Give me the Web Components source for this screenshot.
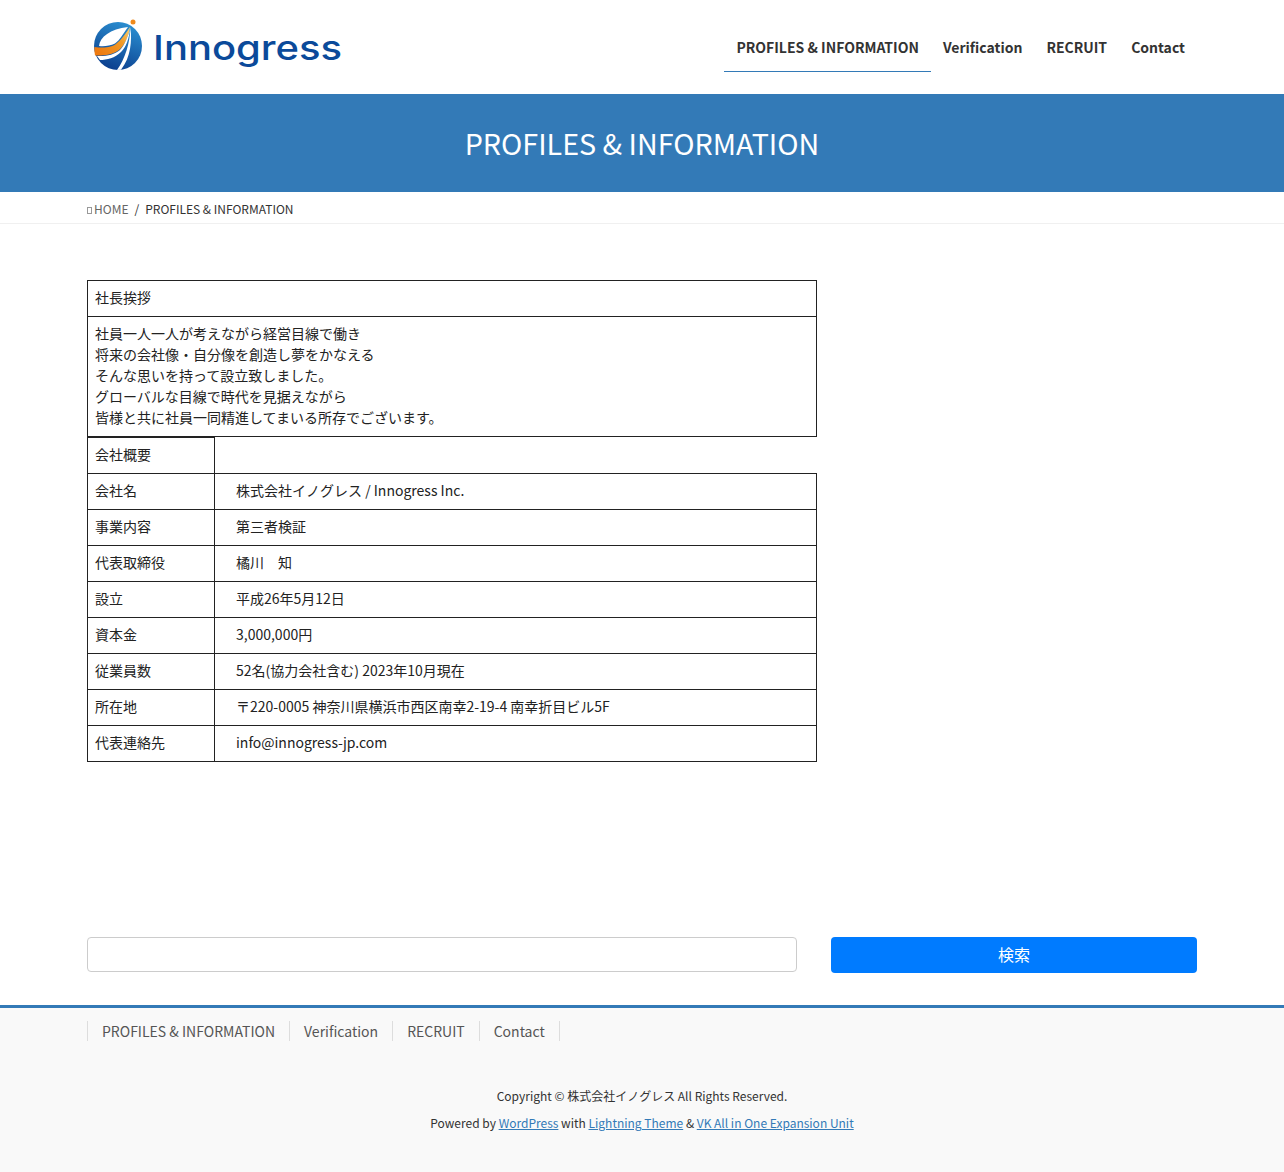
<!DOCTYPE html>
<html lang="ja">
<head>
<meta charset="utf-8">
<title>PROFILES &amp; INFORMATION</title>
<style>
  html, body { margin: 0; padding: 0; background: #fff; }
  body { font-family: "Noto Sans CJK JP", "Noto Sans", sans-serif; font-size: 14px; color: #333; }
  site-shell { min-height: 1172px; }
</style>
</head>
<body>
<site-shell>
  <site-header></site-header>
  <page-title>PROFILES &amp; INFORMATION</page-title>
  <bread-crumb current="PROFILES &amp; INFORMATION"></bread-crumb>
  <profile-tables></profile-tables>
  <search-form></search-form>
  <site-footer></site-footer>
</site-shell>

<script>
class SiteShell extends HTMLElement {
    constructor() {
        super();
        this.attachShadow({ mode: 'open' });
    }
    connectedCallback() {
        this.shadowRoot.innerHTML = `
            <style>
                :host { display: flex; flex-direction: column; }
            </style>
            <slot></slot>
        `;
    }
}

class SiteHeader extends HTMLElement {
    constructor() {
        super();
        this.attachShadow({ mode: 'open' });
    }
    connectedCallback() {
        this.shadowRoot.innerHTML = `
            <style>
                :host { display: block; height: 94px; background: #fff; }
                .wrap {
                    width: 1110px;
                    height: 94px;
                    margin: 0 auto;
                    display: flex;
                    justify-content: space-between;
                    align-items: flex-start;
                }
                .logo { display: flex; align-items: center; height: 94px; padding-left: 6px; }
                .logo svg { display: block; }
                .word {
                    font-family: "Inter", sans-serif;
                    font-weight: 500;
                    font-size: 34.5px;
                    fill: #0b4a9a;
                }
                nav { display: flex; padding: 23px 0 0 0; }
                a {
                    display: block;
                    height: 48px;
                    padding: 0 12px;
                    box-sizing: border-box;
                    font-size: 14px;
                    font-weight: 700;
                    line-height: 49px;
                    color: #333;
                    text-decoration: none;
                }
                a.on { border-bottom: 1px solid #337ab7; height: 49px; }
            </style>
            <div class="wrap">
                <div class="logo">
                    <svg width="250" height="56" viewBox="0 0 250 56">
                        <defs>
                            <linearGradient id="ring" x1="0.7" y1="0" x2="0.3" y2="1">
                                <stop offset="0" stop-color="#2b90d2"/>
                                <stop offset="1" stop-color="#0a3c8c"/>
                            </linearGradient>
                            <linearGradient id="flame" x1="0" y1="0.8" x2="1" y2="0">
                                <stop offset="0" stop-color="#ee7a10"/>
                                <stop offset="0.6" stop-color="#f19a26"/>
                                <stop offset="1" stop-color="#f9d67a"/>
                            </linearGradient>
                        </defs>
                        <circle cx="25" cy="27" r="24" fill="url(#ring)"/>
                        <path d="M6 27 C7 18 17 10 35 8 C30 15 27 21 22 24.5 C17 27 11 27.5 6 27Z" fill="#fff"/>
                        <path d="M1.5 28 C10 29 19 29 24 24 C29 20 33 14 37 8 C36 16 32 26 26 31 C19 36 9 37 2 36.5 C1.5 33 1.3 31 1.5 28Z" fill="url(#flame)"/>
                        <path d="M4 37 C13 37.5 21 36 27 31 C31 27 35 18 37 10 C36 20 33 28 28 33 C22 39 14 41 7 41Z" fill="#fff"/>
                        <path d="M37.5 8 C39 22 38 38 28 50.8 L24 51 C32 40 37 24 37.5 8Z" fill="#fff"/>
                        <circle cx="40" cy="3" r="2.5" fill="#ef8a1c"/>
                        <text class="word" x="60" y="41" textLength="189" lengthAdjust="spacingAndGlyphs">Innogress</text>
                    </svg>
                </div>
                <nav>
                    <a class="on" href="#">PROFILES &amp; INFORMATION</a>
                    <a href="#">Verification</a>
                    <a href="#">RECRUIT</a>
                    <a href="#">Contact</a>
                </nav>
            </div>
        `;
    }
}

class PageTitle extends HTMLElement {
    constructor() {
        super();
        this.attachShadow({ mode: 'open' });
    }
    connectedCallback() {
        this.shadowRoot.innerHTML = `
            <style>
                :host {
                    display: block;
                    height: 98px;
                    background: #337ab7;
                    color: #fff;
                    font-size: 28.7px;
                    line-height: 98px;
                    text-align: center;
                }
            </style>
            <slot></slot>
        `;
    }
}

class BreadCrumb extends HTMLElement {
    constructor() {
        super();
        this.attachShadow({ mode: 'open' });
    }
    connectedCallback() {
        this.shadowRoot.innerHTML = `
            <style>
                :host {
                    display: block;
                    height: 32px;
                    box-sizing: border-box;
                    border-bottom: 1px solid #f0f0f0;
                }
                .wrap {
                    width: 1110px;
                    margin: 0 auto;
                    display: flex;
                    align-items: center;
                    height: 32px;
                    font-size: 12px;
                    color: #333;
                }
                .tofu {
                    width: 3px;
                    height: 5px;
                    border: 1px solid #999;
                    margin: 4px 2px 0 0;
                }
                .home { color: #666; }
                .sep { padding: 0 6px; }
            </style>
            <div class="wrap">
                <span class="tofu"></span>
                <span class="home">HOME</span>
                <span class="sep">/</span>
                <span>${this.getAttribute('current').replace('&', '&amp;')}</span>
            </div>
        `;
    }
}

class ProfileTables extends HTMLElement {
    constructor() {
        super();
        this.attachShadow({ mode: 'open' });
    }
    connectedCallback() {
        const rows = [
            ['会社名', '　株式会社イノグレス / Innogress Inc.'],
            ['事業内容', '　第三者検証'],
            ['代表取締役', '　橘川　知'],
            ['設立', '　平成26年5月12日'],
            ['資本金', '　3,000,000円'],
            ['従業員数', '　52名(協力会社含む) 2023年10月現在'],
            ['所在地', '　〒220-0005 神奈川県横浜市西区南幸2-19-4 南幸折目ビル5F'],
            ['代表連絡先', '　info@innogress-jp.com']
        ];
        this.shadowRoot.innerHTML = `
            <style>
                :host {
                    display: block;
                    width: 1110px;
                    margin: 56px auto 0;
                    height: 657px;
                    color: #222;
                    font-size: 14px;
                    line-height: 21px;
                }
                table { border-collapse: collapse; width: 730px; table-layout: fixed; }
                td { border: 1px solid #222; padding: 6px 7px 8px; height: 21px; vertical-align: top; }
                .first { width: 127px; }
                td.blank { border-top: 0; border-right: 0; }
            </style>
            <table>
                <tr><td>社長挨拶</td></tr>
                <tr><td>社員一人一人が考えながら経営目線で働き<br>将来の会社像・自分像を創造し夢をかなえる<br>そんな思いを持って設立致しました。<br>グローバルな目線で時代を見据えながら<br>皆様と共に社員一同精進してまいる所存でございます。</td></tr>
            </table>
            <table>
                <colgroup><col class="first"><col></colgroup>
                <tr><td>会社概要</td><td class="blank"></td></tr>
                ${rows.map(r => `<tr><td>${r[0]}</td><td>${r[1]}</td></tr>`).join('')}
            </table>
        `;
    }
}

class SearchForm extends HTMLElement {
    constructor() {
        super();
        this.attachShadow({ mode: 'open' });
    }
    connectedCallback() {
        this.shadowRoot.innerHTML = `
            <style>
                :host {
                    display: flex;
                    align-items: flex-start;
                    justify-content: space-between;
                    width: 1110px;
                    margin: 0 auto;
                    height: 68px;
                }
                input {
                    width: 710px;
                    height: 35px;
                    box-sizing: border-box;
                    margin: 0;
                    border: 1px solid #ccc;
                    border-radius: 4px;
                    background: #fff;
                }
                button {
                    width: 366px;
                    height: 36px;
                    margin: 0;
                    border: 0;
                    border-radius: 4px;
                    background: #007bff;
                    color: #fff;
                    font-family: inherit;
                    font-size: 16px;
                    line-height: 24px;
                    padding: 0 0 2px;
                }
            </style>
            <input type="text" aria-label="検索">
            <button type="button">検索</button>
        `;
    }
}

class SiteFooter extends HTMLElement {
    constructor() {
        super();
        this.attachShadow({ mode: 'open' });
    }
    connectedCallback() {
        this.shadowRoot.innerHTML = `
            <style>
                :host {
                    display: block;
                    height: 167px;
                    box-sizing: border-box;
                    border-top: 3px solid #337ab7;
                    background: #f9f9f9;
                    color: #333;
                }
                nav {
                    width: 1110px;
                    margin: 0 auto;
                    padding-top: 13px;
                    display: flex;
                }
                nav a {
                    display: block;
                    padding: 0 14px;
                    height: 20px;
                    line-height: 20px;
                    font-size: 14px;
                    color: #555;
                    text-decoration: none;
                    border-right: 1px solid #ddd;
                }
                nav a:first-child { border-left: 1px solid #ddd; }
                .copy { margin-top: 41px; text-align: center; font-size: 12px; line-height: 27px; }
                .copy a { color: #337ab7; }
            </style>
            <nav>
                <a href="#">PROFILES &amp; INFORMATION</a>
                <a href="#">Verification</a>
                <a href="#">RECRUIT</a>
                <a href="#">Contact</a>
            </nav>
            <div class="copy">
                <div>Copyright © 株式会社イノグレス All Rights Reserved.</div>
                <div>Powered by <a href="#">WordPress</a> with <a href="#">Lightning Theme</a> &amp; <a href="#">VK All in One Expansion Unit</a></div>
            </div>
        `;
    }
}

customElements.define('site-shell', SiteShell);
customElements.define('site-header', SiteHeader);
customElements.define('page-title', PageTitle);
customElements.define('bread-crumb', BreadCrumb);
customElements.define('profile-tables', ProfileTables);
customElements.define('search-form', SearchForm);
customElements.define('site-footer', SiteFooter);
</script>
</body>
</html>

################

§ **Task prompt**: Give again exactly the lines running from the beginning of the material above through the line that contains "</site-shell>", and leave out every picture.

§ **Output of the task**:
Give me the Web Components source for this screenshot.
<!DOCTYPE html>
<html lang="ja">
<head>
<meta charset="utf-8">
<title>PROFILES &amp; INFORMATION</title>
<style>
  html, body { margin: 0; padding: 0; background: #fff; }
  body { font-family: "Noto Sans CJK JP", "Noto Sans", sans-serif; font-size: 14px; color: #333; }
  site-shell { min-height: 1172px; }
</style>
</head>
<body>
<site-shell>
  <site-header></site-header>
  <page-title>PROFILES &amp; INFORMATION</page-title>
  <bread-crumb current="PROFILES &amp; INFORMATION"></bread-crumb>
  <profile-tables></profile-tables>
  <search-form></search-form>
  <site-footer></site-footer>
</site-shell>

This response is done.